_Data excerpt_:

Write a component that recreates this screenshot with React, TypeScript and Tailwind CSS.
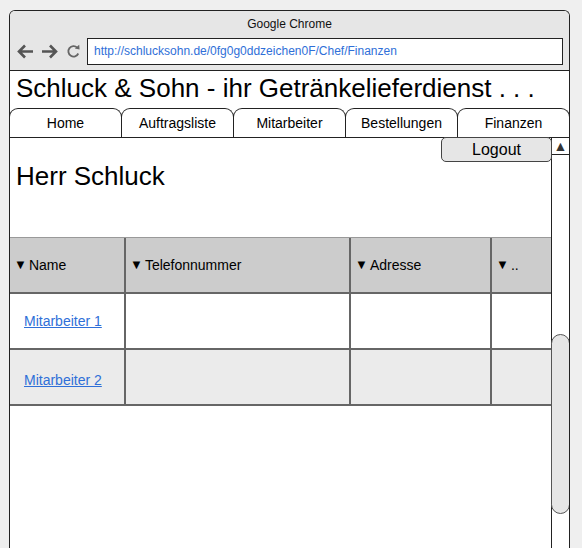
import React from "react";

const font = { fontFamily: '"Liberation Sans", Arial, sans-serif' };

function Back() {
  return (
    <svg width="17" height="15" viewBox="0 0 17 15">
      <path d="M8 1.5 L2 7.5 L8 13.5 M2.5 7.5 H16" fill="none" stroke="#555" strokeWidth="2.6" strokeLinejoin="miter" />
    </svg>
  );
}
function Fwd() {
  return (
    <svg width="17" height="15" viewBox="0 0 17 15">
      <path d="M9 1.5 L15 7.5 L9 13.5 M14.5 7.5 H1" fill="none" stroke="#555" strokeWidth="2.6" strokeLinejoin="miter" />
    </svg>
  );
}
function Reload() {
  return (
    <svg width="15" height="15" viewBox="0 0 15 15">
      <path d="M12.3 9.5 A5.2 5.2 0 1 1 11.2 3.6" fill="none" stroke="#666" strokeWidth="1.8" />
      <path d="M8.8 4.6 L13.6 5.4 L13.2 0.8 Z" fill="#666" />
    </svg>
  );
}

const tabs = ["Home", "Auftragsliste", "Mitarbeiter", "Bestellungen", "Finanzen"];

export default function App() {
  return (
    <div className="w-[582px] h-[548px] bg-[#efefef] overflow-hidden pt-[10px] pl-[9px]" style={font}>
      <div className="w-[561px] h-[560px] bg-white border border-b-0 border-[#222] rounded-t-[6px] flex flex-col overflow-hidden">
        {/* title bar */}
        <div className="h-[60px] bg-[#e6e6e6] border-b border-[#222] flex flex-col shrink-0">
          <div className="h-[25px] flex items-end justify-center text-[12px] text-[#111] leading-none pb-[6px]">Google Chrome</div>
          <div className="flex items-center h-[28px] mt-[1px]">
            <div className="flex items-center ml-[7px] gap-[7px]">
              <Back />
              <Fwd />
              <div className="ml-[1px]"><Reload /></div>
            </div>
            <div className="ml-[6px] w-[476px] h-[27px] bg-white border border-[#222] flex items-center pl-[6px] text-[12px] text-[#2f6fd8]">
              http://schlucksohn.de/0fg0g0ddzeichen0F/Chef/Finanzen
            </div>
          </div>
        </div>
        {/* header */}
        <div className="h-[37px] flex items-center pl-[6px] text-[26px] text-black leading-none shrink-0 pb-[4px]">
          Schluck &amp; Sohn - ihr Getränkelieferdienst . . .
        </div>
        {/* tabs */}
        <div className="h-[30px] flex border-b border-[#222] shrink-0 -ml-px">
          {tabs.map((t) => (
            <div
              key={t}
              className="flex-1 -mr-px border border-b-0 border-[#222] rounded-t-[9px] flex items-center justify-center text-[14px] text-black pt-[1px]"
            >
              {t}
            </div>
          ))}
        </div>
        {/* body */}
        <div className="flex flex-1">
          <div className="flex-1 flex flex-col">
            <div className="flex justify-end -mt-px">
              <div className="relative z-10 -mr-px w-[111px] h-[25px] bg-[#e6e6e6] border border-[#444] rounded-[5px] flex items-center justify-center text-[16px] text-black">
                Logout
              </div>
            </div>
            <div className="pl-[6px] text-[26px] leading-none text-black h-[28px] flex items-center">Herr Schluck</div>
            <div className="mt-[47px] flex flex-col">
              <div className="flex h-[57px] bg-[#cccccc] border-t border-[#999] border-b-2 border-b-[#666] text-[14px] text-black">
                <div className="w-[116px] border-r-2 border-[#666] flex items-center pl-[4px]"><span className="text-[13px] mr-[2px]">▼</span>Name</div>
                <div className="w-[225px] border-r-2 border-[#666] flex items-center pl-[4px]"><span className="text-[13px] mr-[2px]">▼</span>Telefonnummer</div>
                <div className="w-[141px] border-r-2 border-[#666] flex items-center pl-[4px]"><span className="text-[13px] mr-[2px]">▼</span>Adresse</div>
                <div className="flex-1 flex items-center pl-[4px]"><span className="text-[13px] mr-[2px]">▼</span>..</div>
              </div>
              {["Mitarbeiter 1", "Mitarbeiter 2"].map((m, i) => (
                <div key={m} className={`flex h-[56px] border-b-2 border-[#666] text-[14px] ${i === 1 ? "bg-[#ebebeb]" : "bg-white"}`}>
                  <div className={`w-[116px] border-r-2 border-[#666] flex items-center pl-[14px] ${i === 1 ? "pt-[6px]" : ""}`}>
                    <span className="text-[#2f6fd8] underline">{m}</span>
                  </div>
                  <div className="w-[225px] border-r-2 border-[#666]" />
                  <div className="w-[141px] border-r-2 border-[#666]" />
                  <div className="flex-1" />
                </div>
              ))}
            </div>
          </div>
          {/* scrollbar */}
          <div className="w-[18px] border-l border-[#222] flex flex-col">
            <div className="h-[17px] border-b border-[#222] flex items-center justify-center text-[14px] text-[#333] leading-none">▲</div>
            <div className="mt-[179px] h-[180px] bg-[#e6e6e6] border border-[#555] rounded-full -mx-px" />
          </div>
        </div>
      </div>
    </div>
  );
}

_Task directions_:
Write out the material above once more, exactly as it reads, with no pictures.

_The solution_:
Write a component that recreates this screenshot with React, TypeScript and Tailwind CSS.
import React from "react";

const font = { fontFamily: '"Liberation Sans", Arial, sans-serif' };

function Back() {
  return (
    <svg width="17" height="15" viewBox="0 0 17 15">
      <path d="M8 1.5 L2 7.5 L8 13.5 M2.5 7.5 H16" fill="none" stroke="#555" strokeWidth="2.6" strokeLinejoin="miter" />
    </svg>
  );
}
function Fwd() {
  return (
    <svg width="17" height="15" viewBox="0 0 17 15">
      <path d="M9 1.5 L15 7.5 L9 13.5 M14.5 7.5 H1" fill="none" stroke="#555" strokeWidth="2.6" strokeLinejoin="miter" />
    </svg>
  );
}
function Reload() {
  return (
    <svg width="15" height="15" viewBox="0 0 15 15">
      <path d="M12.3 9.5 A5.2 5.2 0 1 1 11.2 3.6" fill="none" stroke="#666" strokeWidth="1.8" />
      <path d="M8.8 4.6 L13.6 5.4 L13.2 0.8 Z" fill="#666" />
    </svg>
  );
}

const tabs = ["Home", "Auftragsliste", "Mitarbeiter", "Bestellungen", "Finanzen"];

export default function App() {
  return (
    <div className="w-[582px] h-[548px] bg-[#efefef] overflow-hidden pt-[10px] pl-[9px]" style={font}>
      <div className="w-[561px] h-[560px] bg-white border border-b-0 border-[#222] rounded-t-[6px] flex flex-col overflow-hidden">
        {/* title bar */}
        <div className="h-[60px] bg-[#e6e6e6] border-b border-[#222] flex flex-col shrink-0">
          <div className="h-[25px] flex items-end justify-center text-[12px] text-[#111] leading-none pb-[6px]">Google Chrome</div>
          <div className="flex items-center h-[28px] mt-[1px]">
            <div className="flex items-center ml-[7px] gap-[7px]">
              <Back />
              <Fwd />
              <div className="ml-[1px]"><Reload /></div>
            </div>
            <div className="ml-[6px] w-[476px] h-[27px] bg-white border border-[#222] flex items-center pl-[6px] text-[12px] text-[#2f6fd8]">
              http://schlucksohn.de/0fg0g0ddzeichen0F/Chef/Finanzen
            </div>
          </div>
        </div>
        {/* header */}
        <div className="h-[37px] flex items-center pl-[6px] text-[26px] text-black leading-none shrink-0 pb-[4px]">
          Schluck &amp; Sohn - ihr Getränkelieferdienst . . .
        </div>
        {/* tabs */}
        <div className="h-[30px] flex border-b border-[#222] shrink-0 -ml-px">
          {tabs.map((t) => (
            <div
              key={t}
              className="flex-1 -mr-px border border-b-0 border-[#222] rounded-t-[9px] flex items-center justify-center text-[14px] text-black pt-[1px]"
            >
              {t}
            </div>
          ))}
        </div>
        {/* body */}
        <div className="flex flex-1">
          <div className="flex-1 flex flex-col">
            <div className="flex justify-end -mt-px">
              <div className="relative z-10 -mr-px w-[111px] h-[25px] bg-[#e6e6e6] border border-[#444] rounded-[5px] flex items-center justify-center text-[16px] text-black">
                Logout
              </div>
            </div>
            <div className="pl-[6px] text-[26px] leading-none text-black h-[28px] flex items-center">Herr Schluck</div>
            <div className="mt-[47px] flex flex-col">
              <div className="flex h-[57px] bg-[#cccccc] border-t border-[#999] border-b-2 border-b-[#666] text-[14px] text-black">
                <div className="w-[116px] border-r-2 border-[#666] flex items-center pl-[4px]"><span className="text-[13px] mr-[2px]">▼</span>Name</div>
                <div className="w-[225px] border-r-2 border-[#666] flex items-center pl-[4px]"><span className="text-[13px] mr-[2px]">▼</span>Telefonnummer</div>
                <div className="w-[141px] border-r-2 border-[#666] flex items-center pl-[4px]"><span className="text-[13px] mr-[2px]">▼</span>Adresse</div>
                <div className="flex-1 flex items-center pl-[4px]"><span className="text-[13px] mr-[2px]">▼</span>..</div>
              </div>
              {["Mitarbeiter 1", "Mitarbeiter 2"].map((m, i) => (
                <div key={m} className={`flex h-[56px] border-b-2 border-[#666] text-[14px] ${i === 1 ? "bg-[#ebebeb]" : "bg-white"}`}>
                  <div className={`w-[116px] border-r-2 border-[#666] flex items-center pl-[14px] ${i === 1 ? "pt-[6px]" : ""}`}>
                    <span className="text-[#2f6fd8] underline">{m}</span>
                  </div>
                  <div className="w-[225px] border-r-2 border-[#666]" />
                  <div className="w-[141px] border-r-2 border-[#666]" />
                  <div className="flex-1" />
                </div>
              ))}
            </div>
          </div>
          {/* scrollbar */}
          <div className="w-[18px] border-l border-[#222] flex flex-col">
            <div className="h-[17px] border-b border-[#222] flex items-center justify-center text-[14px] text-[#333] leading-none">▲</div>
            <div className="mt-[179px] h-[180px] bg-[#e6e6e6] border border-[#555] rounded-full -mx-px" />
          </div>
        </div>
      </div>
    </div>
  );
}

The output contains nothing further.